Acredito que o mesmo deva acontecer ao romance de Sanches Neto. Hoje ele é mais sátira que romance de formação, amanhã será o contrário. Da infância e da adolescência na pequena Peabiru, onde era atormentado pelo pai alcoólatra, à buliçosa Curitiba onde o vampiro transitava (e transita) nem tão incógnito assim, cultivado por uma fauna enobrecida e ao mesmo tempo esterilizada por sua fama universal, Chá das cinco é a história do amadurecimento de Beto Nunes num meio inóspito e inquinado pela disputa e pela maledicência.

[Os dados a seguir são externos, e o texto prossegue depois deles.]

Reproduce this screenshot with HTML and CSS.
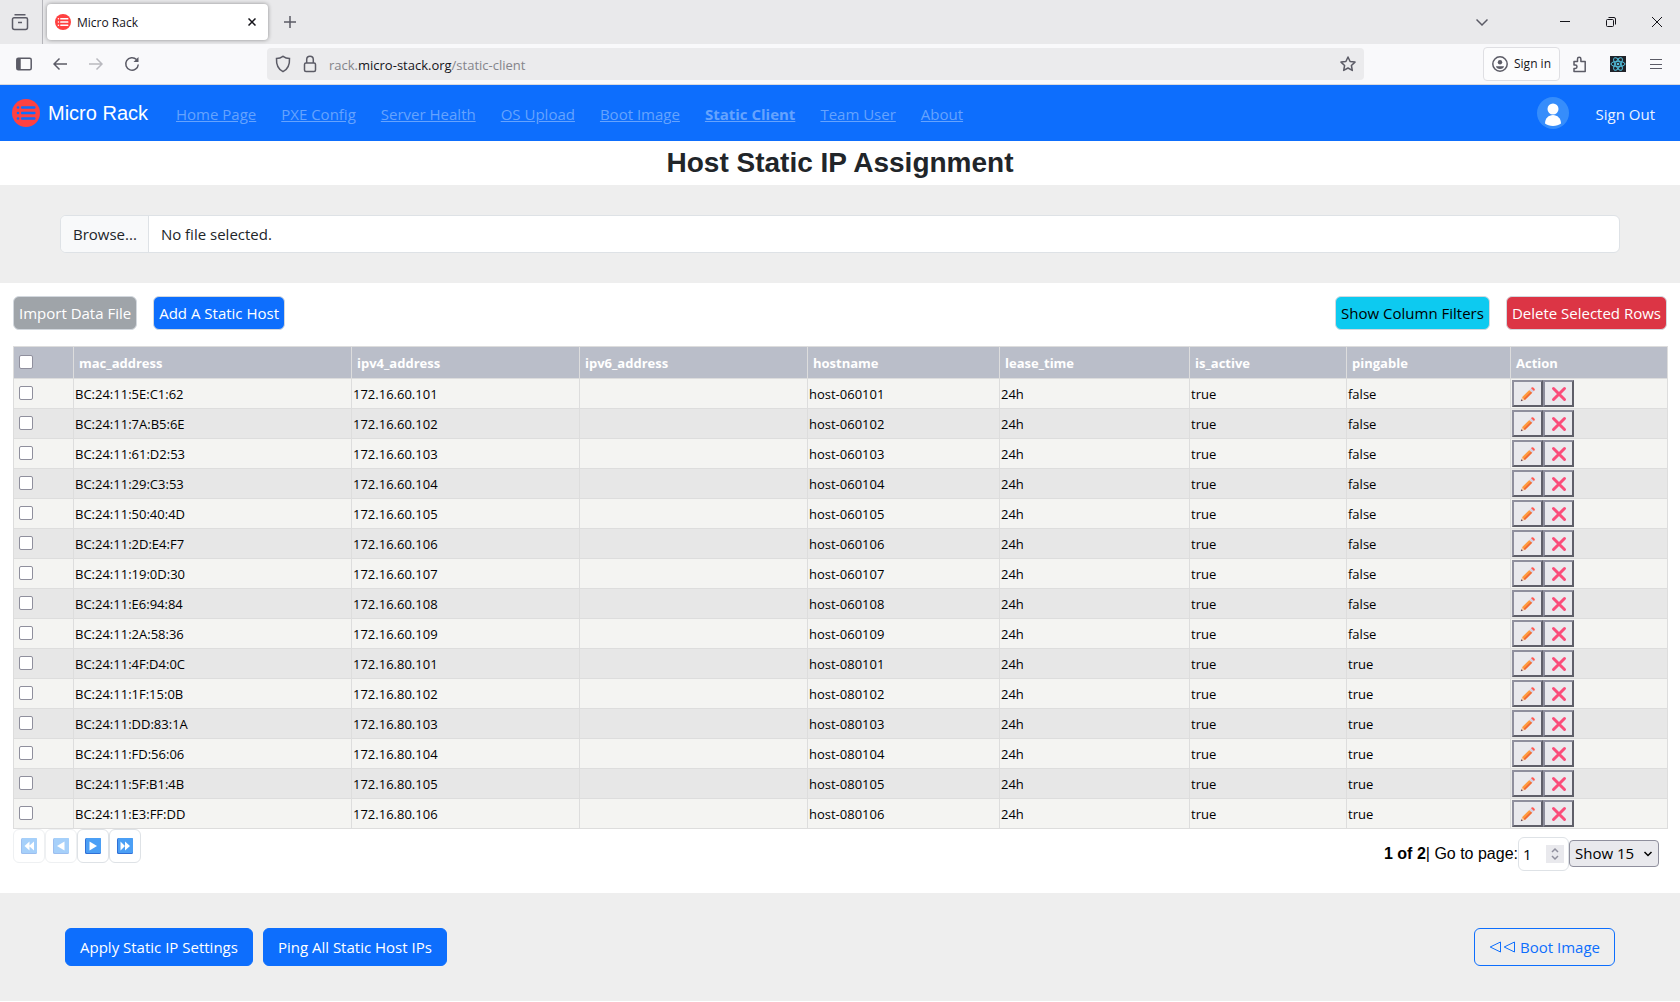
FILE: index.html
```html
<!DOCTYPE html>
<html lang="en">
<head>
    <meta charset="UTF-8">
    <title>Micro Rack</title>
    <link rel="stylesheet" href="styles.css">
</head>
<body>
    <!-- Shared icons -->
    <svg class="icon-defs" aria-hidden="true">
        <symbol id="icon-pencil" viewBox="0 0 16 16">
            <path d="M.8 15.200l1.200-4 2.900 2.800z" fill="#f3c9a0"/>
            <path d="M.8 15.200l.6-2 1.400 1.400z" fill="#5a3a50"/>
            <path d="M2 11.200L9.300 3.900l2.900 2.900L4.900 14z" fill="#ff9a3c"/>
            <path d="M3.700 12.800L11 5.500l1.200 1.300L4.900 14z" fill="#f0683a"/>
            <path d="M9.300 3.900l1.700-1.700 2.900 2.900-1.700 1.700z" fill="#d5cfe3"/>
            <path d="M11 2.200l.6-.6a1.200 1.200 0 0 1 1.700 0l1.200 1.200a1.200 1.200 0 0 1 0 1.700l-.6.6z" fill="#ff5b52"/>
        </symbol>
        <symbol id="icon-cross" viewBox="0 0 16 16">
            <path d="M2.500 2.500l11 11M13.500 2.500l-11 11" stroke="#fb4d7a" stroke-width="3" stroke-linecap="round"/>
        </symbol>
        <symbol id="icon-logo" viewBox="0 0 28 28">
            <circle cx="14" cy="14" r="14" fill="#ff4141"/>
            <g class="logo-lines">
                <circle cx="6" cy="8.500" r="1.300"/>
                <circle cx="6" cy="14" r="1.300"/>
                <circle cx="6" cy="19.500" r="1.300"/>
                <rect x="9" y="7.200" width="14.500" height="2.600" rx="1"/>
                <rect x="9" y="12.700" width="14.500" height="2.600" rx="1"/>
                <rect x="9" y="18.200" width="14.500" height="2.600" rx="1"/>
            </g>
        </symbol>
    </svg>

    <!-- Tab Strip -->
    <div class="tab-strip">
        <button class="tab-history" aria-label="Recent browsing">
            <svg width="18" height="18" viewBox="0 0 18 18" class="line-icon"><path d="M3.500 1.800h11M3 4.800h12a1.500 1.500 0 0 1 1.500 1.500v8.200a2 2 0 0 1-2 2h-11a2 2 0 0 1-2-2V6.300A1.500 1.500 0 0 1 3 4.800zM7 9.500h4"/></svg>
        </button>
        <div class="tab">
            <svg class="tab-logo" width="16" height="16"><use href="#icon-logo"/></svg>
            <span class="tab-title">Micro Rack</span>
            <button class="icon-button" aria-label="Close tab">
                <svg width="8" height="8" viewBox="0 0 8 8" class="line-icon dark"><path d="M.5.5l7 7M7.500.5l-7 7"/></svg>
            </button>
        </div>
        <button class="icon-button new-tab" aria-label="New tab">
            <svg width="12" height="12" viewBox="0 0 12 12" class="line-icon"><path d="M6 0v12M0 6h12"/></svg>
        </button>
        <div class="window-controls">
            <button class="icon-button" aria-label="List all tabs">
                <svg width="12" height="12" viewBox="0 0 12 12" class="line-icon"><path d="M.5 3.500L6 9l5.500-5.500"/></svg>
            </button>
            <button class="icon-button minimize" aria-label="Minimize">
                <svg width="10" height="10" viewBox="0 0 10 10" class="line-icon dark thin"><path d="M0 4.500h10"/></svg>
            </button>
            <button class="icon-button" aria-label="Restore">
                <svg width="10" height="10" viewBox="0 0 10 10" class="line-icon dark thin"><path d="M1.500 2.500h5a1 1 0 0 1 1 1v5a1 1 0 0 1-1 1h-5a1 1 0 0 1-1-1v-5a1 1 0 0 1 1-1zM2.500.5h5.500a1.500 1.500 0 0 1 1.500 1.500v5.500"/></svg>
            </button>
            <button class="icon-button" aria-label="Close">
                <svg width="10" height="10" viewBox="0 0 10 10" class="line-icon dark thin"><path d="M0 0l10 10M10 0L0 10"/></svg>
            </button>
        </div>
    </div>

    <!-- Address Toolbar -->
    <div class="toolbar">
        <div class="toolbar-nav">
            <button class="icon-button" aria-label="Sidebar">
                <svg width="16" height="14" viewBox="0 0 16 14" class="line-icon"><rect x=".8" y="1.300" width="14.400" height="11.400" rx="1.500"/><path d="M1 2h3v10H1z" fill="#5b5b66" stroke="none"/><path d="M4 1.500v11"/></svg>
            </button>
            <button class="icon-button" aria-label="Back">
                <svg width="14" height="14" viewBox="0 0 14 14" class="line-icon"><path d="M14 7H1M6.500 1.500L1 7l5.500 5.500"/></svg>
            </button>
            <button class="icon-button" aria-label="Forward" disabled>
                <svg width="14" height="14" viewBox="0 0 14 14" class="line-icon"><path d="M0 7h13M7.500 1.500L13 7l-5.500 5.500"/></svg>
            </button>
            <button class="icon-button" aria-label="Reload">
                <svg width="16" height="16" viewBox="0 0 16 16" class="line-icon"><path d="M14.300 8.500A6.300 6.300 0 1 1 12.500 3.500"/><path d="M14.500 1v5h-5z" fill="#5b5b66" stroke="none"/></svg>
            </button>
        </div>
        <div class="url-bar">
            <svg width="16" height="18" viewBox="0 0 16 18" class="line-icon"><path d="M8 1.300c2 1.500 4.300 2.200 6.500 2.200.3 5.500-1.200 10.500-6.500 13.200C2.700 14 1.200 9 1.500 3.500 3.700 3.500 6 2.800 8 1.300z"/></svg>
            <svg width="14" height="18" viewBox="0 0 14 18" class="line-icon"><rect x="1.500" y="8" width="11" height="8.500" rx="1.500"/><path d="M3.700 8V4.500a3.300 3.300 0 0 1 6.600 0V8"/></svg>
            <span class="url">rack.<span class="url-domain">micro-stack.org</span>/static-client</span>
            <svg width="16" height="16" viewBox="0 0 16 16" class="line-icon"><path d="M8 1l2.100 4.500 4.900.6-3.600 3.400.9 4.900L8 12l-4.300 2.400.9-4.900L1 6.100l4.900-.6z" stroke-linejoin="round"/></svg>
        </div>
        <div class="toolbar-actions">
            <button class="sign-in">
                <svg width="16" height="16" viewBox="0 0 16 16" class="line-icon"><circle cx="8" cy="8" r="7.200"/><circle cx="8" cy="6.200" r="2.200" fill="#5b5b66" stroke="none"/><path d="M4 10.300h8c0 1.500-1.800 2.700-4 2.700s-4-1.200-4-2.700z" fill="#5b5b66" stroke="none"/></svg>
                Sign in
            </button>
            <button class="icon-button" aria-label="Extensions">
                <svg width="16" height="17" viewBox="0 0 16 17" class="line-icon"><path d="M2 5.500h3.500V3a1.700 1.700 0 0 1 3.400 0v2.500h4.300v10H2v-3h1.300a1.700 1.700 0 0 0 0-3.400H2z" stroke-linejoin="round"/></svg>
            </button>
            <button class="icon-button" aria-label="React developer tools">
                <svg width="16" height="16" viewBox="0 0 16 16"><rect width="16" height="16" fill="#20232a"/><g fill="none" stroke="#53c1de" stroke-width="1"><ellipse cx="8" cy="8" rx="7" ry="2.700"/><ellipse cx="8" cy="8" rx="7" ry="2.700" transform="rotate(60 8 8)"/><ellipse cx="8" cy="8" rx="7" ry="2.700" transform="rotate(120 8 8)"/></g><circle cx="8" cy="8" r="1.300" fill="#53c1de"/></svg>
            </button>
            <button class="icon-button" aria-label="Menu">
                <svg width="12" height="12" viewBox="0 0 12 12" class="line-icon thin"><path d="M0 1.500h12M0 6.500h12M0 10.500h12"/></svg>
            </button>
        </div>
    </div>

    <!-- Navbar -->
    <nav class="navbar">
        <a class="brand" href="#">
            <svg width="28" height="28"><use href="#icon-logo"/></svg>
            Micro Rack
        </a>
        <div class="nav-links">
            <a href="#">Home Page</a>
            <a href="#">PXE Config</a>
            <a href="#">Server Health</a>
            <a href="#">OS Upload</a>
            <a href="#">Boot Image</a>
            <a href="#" class="active">Static Client</a>
            <a href="#">Team User</a>
            <a href="#">About</a>
        </div>
        <svg class="avatar" width="32" height="32" viewBox="0 0 32 32"><circle cx="16" cy="16" r="16" fill="#368dfb"/><circle cx="16" cy="12" r="5.500" fill="#fff"/><path d="M8 26.500c0-5 3.500-8.500 8-8.500s8 3.500 8 8.500c-2 1.600-4.800 2.500-8 2.500s-6-.9-8-2.500z" fill="#fff"/></svg>
        <a class="sign-out" href="#">Sign Out</a>
    </nav>

    <h1>Host Static IP Assignment</h1>

    <!-- File Upload -->
    <div class="upload">
        <label class="file-field">
            <input type="file">
            <span class="file-button">Browse...</span>
            <span class="file-name">No file selected.</span>
        </label>
    </div>

    <!-- Host Table -->
    <main>
        <div class="table-actions">
            <button class="btn-small gray" disabled>Import Data File</button>
            <button class="btn-small blue">Add A Static Host</button>
            <button class="btn-small cyan push">Show Column Filters</button>
            <button class="btn-small red">Delete Selected Rows</button>
        </div>

        <table>
            <colgroup>
                <col class="col-check">
                <col class="col-mac">
                <col class="col-ip">
                <col class="col-ip">
                <col class="col-host">
                <col class="col-lease">
                <col class="col-active">
                <col class="col-ping">
                <col class="col-action">
            </colgroup>
            <thead>
                <tr>
                    <th><input type="checkbox" aria-label="Select all rows"></th>
                    <th>mac_address</th>
                    <th>ipv4_address</th>
                    <th>ipv6_address</th>
                    <th>hostname</th>
                    <th>lease_time</th>
                    <th>is_active</th>
                    <th>pingable</th>
                    <th>Action</th>
                </tr>
            </thead>
            <tbody id="hostRows">
                <!-- Rows are inserted by the script below -->
            </tbody>
        </table>

        <!-- Pagination -->
        <div class="pagination">
            <div class="page-buttons">
                <button aria-label="First page" disabled>
                    <svg width="16" height="16" viewBox="0 0 16 16"><rect width="16" height="16" rx="1.500" fill="#3b7fe0"/><rect x="1" width="15" height="15" rx="1" fill="#50a3f7"/><path d="M8.500 3.500v9L3.500 8zM13 3.500v9L8 8z" fill="#fff"/></svg>
                </button>
                <button aria-label="Previous page" disabled>
                    <svg width="16" height="16" viewBox="0 0 16 16"><rect width="16" height="16" rx="1.500" fill="#3b7fe0"/><rect x="1" width="15" height="15" rx="1" fill="#50a3f7"/><path d="M11.500 3.500v9L4 8z" fill="#fff"/></svg>
                </button>
                <button aria-label="Next page">
                    <svg width="16" height="16" viewBox="0 0 16 16"><rect width="16" height="16" rx="1.500" fill="#2f6fd6"/><rect x="1" width="15" height="15" rx="1" fill="#4b9ff5"/><path d="M4.500 3.500v9L12 8z" fill="#fff"/></svg>
                </button>
                <button aria-label="Last page">
                    <svg width="16" height="16" viewBox="0 0 16 16"><rect width="16" height="16" rx="1.500" fill="#2f6fd6"/><rect x="1" width="15" height="15" rx="1" fill="#4b9ff5"/><path d="M3.500 3.500v9L8 8zM8 3.500v9L13 8z" fill="#fff"/></svg>
                </button>
            </div>
            <div class="page-jump">
                <strong>1 of 2</strong>
                <label for="pageNumber">| Go to page:</label>
                <span class="page-number">
                    <input type="number" id="pageNumber" value="1">
                    <svg width="18" height="18" viewBox="0 0 18 18"><rect width="18" height="18" fill="#e9e9ed"/><path d="M6 7l3-3 3 3M6 11l3 3 3-3" fill="none" stroke="#8f8f9d" stroke-width="1.500"/></svg>
                </span>
                <span class="page-size">
                    <select aria-label="Rows per page">
                        <option>Show 15</option>
                        <option>Show 30</option>
                    </select>
                    <svg width="10" height="10" viewBox="0 0 10 10"><path d="M1.500 3L5 6.500 8.500 3" fill="none" stroke="#000" stroke-width="1.500"/></svg>
                </span>
            </div>
        </div>
    </main>

    <!-- Bottom Actions -->
    <footer>
        <button class="btn">Apply Static IP Settings</button>
        <button class="btn">Ping All Static Host IPs</button>
        <button class="btn outline push">
            <svg width="27" height="12" viewBox="0 0 27 12"><path d="M11.500 1v10L1.200 6zM25.500 1v10L15.200 6z" fill="none" stroke="currentColor"/></svg>
            Boot Image
        </button>
    </footer>

    <script>
        // mac_address, ipv4_address, hostname, pingable
        const hosts = [
            ['BC:24:11:5E:C1:62', '172.16.60.101', 'host-060101', false],
            ['BC:24:11:7A:B5:6E', '172.16.60.102', 'host-060102', false],
            ['BC:24:11:61:D2:53', '172.16.60.103', 'host-060103', false],
            ['BC:24:11:29:C3:53', '172.16.60.104', 'host-060104', false],
            ['BC:24:11:50:40:4D', '172.16.60.105', 'host-060105', false],
            ['BC:24:11:2D:E4:F7', '172.16.60.106', 'host-060106', false],
            ['BC:24:11:19:0D:30', '172.16.60.107', 'host-060107', false],
            ['BC:24:11:E6:94:84', '172.16.60.108', 'host-060108', false],
            ['BC:24:11:2A:58:36', '172.16.60.109', 'host-060109', false],
            ['BC:24:11:4F:D4:0C', '172.16.80.101', 'host-080101', true],
            ['BC:24:11:1F:15:0B', '172.16.80.102', 'host-080102', true],
            ['BC:24:11:DD:83:1A', '172.16.80.103', 'host-080103', true],
            ['BC:24:11:FD:56:06', '172.16.80.104', 'host-080104', true],
            ['BC:24:11:5F:B1:4B', '172.16.80.105', 'host-080105', true],
            ['BC:24:11:E3:FF:DD', '172.16.80.106', 'host-080106', true]
        ];

        document.getElementById('hostRows').innerHTML = hosts.map(([mac, ipv4, hostname, pingable]) => `
            <tr>
                <td class="check-cell"><input type="checkbox" aria-label="Select ${hostname}"></td>
                <td>${mac}</td>
                <td>${ipv4}</td>
                <td></td>
                <td>${hostname}</td>
                <td>24h</td>
                <td>true</td>
                <td>${pingable}</td>
                <td>
                    <div class="row-actions">
                        <button aria-label="Edit ${hostname}"><svg width="16" height="16"><use href="#icon-pencil"/></svg></button>
                        <button aria-label="Delete ${hostname}"><svg width="16" height="16"><use href="#icon-cross"/></svg></button>
                    </div>
                </td>
            </tr>`).join('');
    </script>
</body>
</html>
```

FILE: styles.css
```css
* {
    box-sizing: border-box;
}

body {
    margin: 0;
    font-family: "Open Sans", "Noto Sans", sans-serif;
    font-size: 15px;
    line-height: 24px;
    color: #212529;
    background-color: white;
}

button, input, select {
    font-family: inherit;
    font-size: inherit;
    line-height: inherit;
    color: inherit;
}

svg {
    display: block;
    flex-shrink: 0;
}

.icon-defs {
    display: none;
}

.line-icon {
    fill: none;
    stroke: #5b5b66;
    stroke-width: 1.5;
}

.line-icon.dark {
    stroke: #15141a;
}

.line-icon.thin {
    stroke-width: 1;
}

.icon-button {
    display: flex;
    align-items: center;
    justify-content: center;
    width: 36px;
    height: 32px;
    padding: 0;
    border: none;
    background: none;
}

.icon-button:disabled {
    opacity: 0.4;
}

.push {
    margin-left: auto;
}

/* Tab Strip */
.tab-strip {
    display: flex;
    align-items: center;
    height: 44px;
    background-color: #e9e9eb;
    font-size: 12px;
}

.tab-history {
    display: flex;
    align-items: center;
    width: 43px;
    height: 44px;
    padding: 0 0 0 11px;
    border: none;
    border-right: 1px solid #b5b5ba;
    background: none;
}

.tab {
    display: flex;
    align-items: center;
    width: 221px;
    height: 36px;
    margin-left: 4px;
    padding-left: 8px;
    border-radius: 4px;
    background-color: white;
    box-shadow: 0 0 4px rgba(0, 0, 0, 0.4);
    color: #15141a;
}

.tab-logo {
    --logo-line: white;
    margin-right: 6px;
}

.tab-title {
    padding-top: 2px;
}

.tab .icon-button {
    width: 32px;
    margin-left: auto;
}

.new-tab {
    margin-left: 4px;
}

.logo-lines {
    fill: var(--logo-line, #0d6efd);
}

.window-controls {
    display: flex;
    margin-left: auto;
}

.window-controls .icon-button {
    width: 46px;
}

.window-controls .minimize {
    margin-left: 37px;
}

/* Address Toolbar */
.toolbar {
    display: flex;
    align-items: center;
    height: 41px;
    background-color: #f9f9fb;
    border-bottom: 1px solid #d9d9dd;
}

.toolbar-nav {
    display: flex;
    width: 267px;
    padding-left: 6px;
}

.url-bar {
    display: flex;
    flex: 1;
    align-items: center;
    gap: 12px;
    height: 32px;
    padding: 0 8px;
    border-radius: 4px;
    background-color: #ebebed;
}

.url {
    flex: 1;
    padding-top: 2px;
    font-size: 13px;
    color: #84848a;
}

.url-domain {
    color: #15141a;
}

.toolbar-actions {
    display: flex;
    align-items: center;
    margin-left: 119px;
    padding-right: 5px;
}

.toolbar-actions .icon-button {
    width: 38px;
}

.sign-in {
    display: flex;
    align-items: center;
    gap: 6px;
    height: 34px;
    margin-right: 1px;
    padding: 0 8px;
    border: 1px solid #dfdfe3;
    border-radius: 4px;
    background-color: #fcfcfd;
    font-size: 12px;
    color: #15141a;
}

/* Navbar */
.navbar {
    display: flex;
    align-items: center;
    height: 56px;
    padding: 0 25px 0 12px;
    background-color: #0d6efd;
}

.brand {
    display: flex;
    align-items: center;
    gap: 8px;
    margin-right: 28px;
    font-family: "Liberation Sans", Arial, sans-serif;
    font-size: 20px;
    color: white;
    text-decoration: none;
}

.nav-links {
    display: flex;
    flex: 1;
    gap: 25px;
    padding-top: 2px;
}

.nav-links a {
    color: #65a3fe;
}

.nav-links .active {
    font-weight: bold;
}

.avatar {
    margin-right: 27px;
}

.sign-out {
    padding-top: 2px;
    color: #eaf2ff;
    text-decoration: none;
}

h1 {
    margin: 0;
    padding: 5px 0;
    font-family: "Liberation Sans", Arial, sans-serif;
    font-size: 28px;
    line-height: 34px;
    text-align: center;
}

/* File Upload */
.upload {
    padding: 30px 60px;
    background-color: #eeeeee;
}

.file-field {
    display: flex;
    height: 38px;
    border: 1px solid #dee2e6;
    border-radius: 6px;
    background-color: white;
    line-height: 36px;
    overflow: hidden;
}

.file-field input {
    width: 0;
    opacity: 0;
    padding: 0;
}

.file-button {
    padding: 0 11px 0 12px;
    border-right: 1px solid #dee2e6;
    background-color: #f8f9fa;
}

.file-name {
    padding: 0 12px;
}

/* Host Table */
main {
    padding: 13px 13px 21px;
}

.table-actions {
    display: flex;
    gap: 16px;
    margin-bottom: 16px;
}

.btn-small {
    height: 34px;
    padding: 0 5px;
    border: 1px solid #d3d8de;
    border-radius: 6px;
    color: white;
}

.gray {
    background-color: #9fa4a9;
}

.blue {
    background-color: #0d6efd;
}

.cyan {
    background-color: #0dcaf0;
    color: black;
}

.red {
    background-color: #dc3545;
}

table {
    width: 100%;
    table-layout: fixed;
    border-collapse: collapse;
    font-size: 13px;
    line-height: 20px;
    color: black;
}

.col-check { width: 60px; }
.col-mac { width: 278px; }
.col-ip { width: 228px; }
.col-host { width: 192px; }
.col-lease { width: 190px; }
.col-active { width: 157px; }
.col-ping { width: 164px; }
.col-action { width: 157px; }

th, td {
    border: 1px solid #dddddd;
    text-align: left;
}

th {
    height: 32px;
    padding: 0 5px;
    background-color: #babec9;
    color: white;
}

td {
    height: 30px;
    padding: 0 1px;
}

.check-cell {
    padding: 0 5px;
}

tbody tr {
    background-color: #e7e7e7;
}

tbody tr:nth-child(odd) {
    background-color: #f4f4f2;
}

input[type="checkbox"] {
    display: block;
    appearance: none;
    width: 14px;
    height: 14px;
    margin: 0 0 2px;
    border: 1px solid #8f8f9d;
    border-radius: 2px;
    background-color: white;
}

.row-actions {
    display: flex;
}

.row-actions button {
    display: flex;
    align-items: center;
    justify-content: center;
    width: 31px;
    height: 27px;
    padding: 0;
    border: 2px solid;
    border-color: #8f8f9d #5f5f69 #5f5f69 #8f8f9d;
    background-color: #e9e9ed;
}

/* Pagination */
.pagination {
    display: flex;
    align-items: flex-start;
    justify-content: space-between;
    padding-right: 8px;
}

.page-buttons {
    display: flex;
}

.page-buttons button {
    display: flex;
    align-items: center;
    justify-content: center;
    width: 32px;
    height: 34px;
    padding: 0;
    border: 1px solid #dee2e6;
    border-radius: 6px;
    background-color: white;
}

.page-buttons button:disabled {
    opacity: 0.5;
}

.page-jump {
    display: flex;
    align-items: center;
    padding: 8px 0 1px;
    font-family: "Liberation Sans", Arial, sans-serif;
    font-size: 16px;
    color: black;
}

.page-number {
    display: flex;
    align-items: center;
    width: 51px;
    height: 34px;
    padding: 0 4px;
    border: 1px solid #dee2e6;
    border-radius: 6px;
    font-family: "Open Sans", "Noto Sans", sans-serif;
    font-size: 15px;
}

.page-number input {
    flex: 1;
    min-width: 0;
    padding: 0;
    border: none;
    background: none;
    appearance: textfield;
}

.page-number input::-webkit-inner-spin-button {
    display: none;
}

.page-size {
    position: relative;
    margin-bottom: 2px;
    font-family: "Open Sans", "Noto Sans", sans-serif;
    font-size: 15px;
}

.page-size select {
    display: block;
    appearance: none;
    width: 90px;
    height: 27px;
    padding: 0 5px;
    border: 1px solid #8f8f9d;
    border-radius: 4px;
    background-color: #e9e9ed;
}

.page-size svg {
    position: absolute;
    top: 9px;
    right: 6px;
    pointer-events: none;
}

/* Bottom Actions */
footer {
    display: flex;
    gap: 10px;
    padding: 35px 65px;
    background-color: #eeeeee;
}

.btn {
    display: flex;
    align-items: center;
    gap: 4px;
    height: 38px;
    padding: 0 14px;
    border: 1px solid #0d6efd;
    border-radius: 6px;
    background-color: #0d6efd;
    color: white;
}

.btn.outline {
    background: none;
    color: #0d6efd;
}
```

Era natural que ele buscasse uma ruptura que liberasse o seu grito de autonomia e lhe abrisse caminho oposto ao do mestre, inclusive na linguagem: seca e descarnada em Trevisan, livre e emotiva em Sanches Neto. Algo parecido deve ter movido Lima Barreto em relação, por exemplo, à linguagem elegante e contida de Machado de Assis. Ele desejava menos atavios de estilo e um pouco mais de selvageria no seu canteiro de cardos.

Seja como for, nem o romance de Sanches Neto abalará um milímetro da glória assegurada a Trevisan, nem a ira do contista ( hiena papuda , araponga louca , escreveu ele num poema criptográfico contra o ex-discípulo) será capaz de deter a trajetória de Sanches Neto, cujas alturas são imprevisíveis.